Inflation Soars to 7% a 40 Year High

January 12, 2022
TFR Staff
Biden Administration, Inflation, Spending


CPI data released this morning revealed that the year-over-year inflation rate has hit 7%. This is the highest rate experienced in 40 years (since 1982) in the USA and there is no sign that we will be inflecting downward any time soon. Inflation is a tax on the working class that makes our salaries and savings worthless over time. As the purchasing power of the dollar falls due to inflation, money simply does not go as far as it did a year ago. In a simplistic example, if your yearly earnings amounted to $100,000 in December of 2020, it is now as if your salary is $93,000.



Vance Ginn, the Chief economist for Texas Public Policy Foundation, tweeted this in response this morning,

Goodbye to much of your purchasing power as the Fed continues to monetize the national debt made worse from actions taken by #Biden and #Democrats.”

The current administration has continued to downplay the disastrous numbers caused mostly by the increase in money supply over the last few years. Most economists estimate that since the beginning of the pandemic the Federal Reserve has increased our money supply somewhere between 30%-40%. In one year! Fiscally responsible economists have been sounding the alarm that massive inflation was coming and it has finally arrived.



Inflation coupled with massive supply chain shortages has many economists and taxpayers worried. The general consensus is that things are going to get worse before they get better. With a monetary system based on fiat currency, one of the only weapons we have against inflation is interest rate increases. The Federal Reserve has already promised this will happen, at least 3 times this year! The typical equation (the one used in the 80s to get inflation under control) is multiplying the inflation rate by 1.5%. This would mean at current inflation levels we would need an interest rate increase to 10.5% in order to rein in inflation.

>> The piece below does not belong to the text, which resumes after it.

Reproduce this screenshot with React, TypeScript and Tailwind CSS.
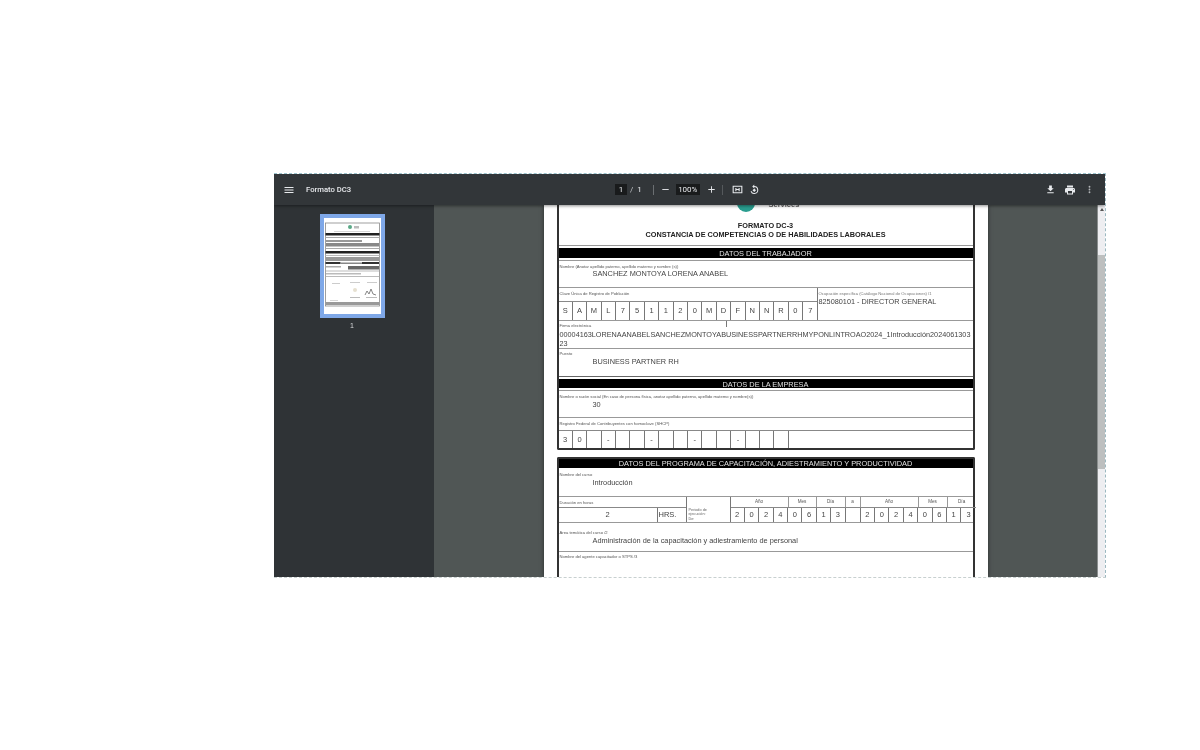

The Federal Reserve is proposing a rate much lower than that. The question is, will inflation begin to inflect downward on its own in the next few months as many advocates of Modern Monetary Theory are claiming, or will it continue to persist into hyperinflation?

We will have to see what the numbers show us over the next few months as new CPI data is revealed. TFR remains extremely skeptical this problem is going to “take care of itself” and will not improve until massive economic policy changes are implemented.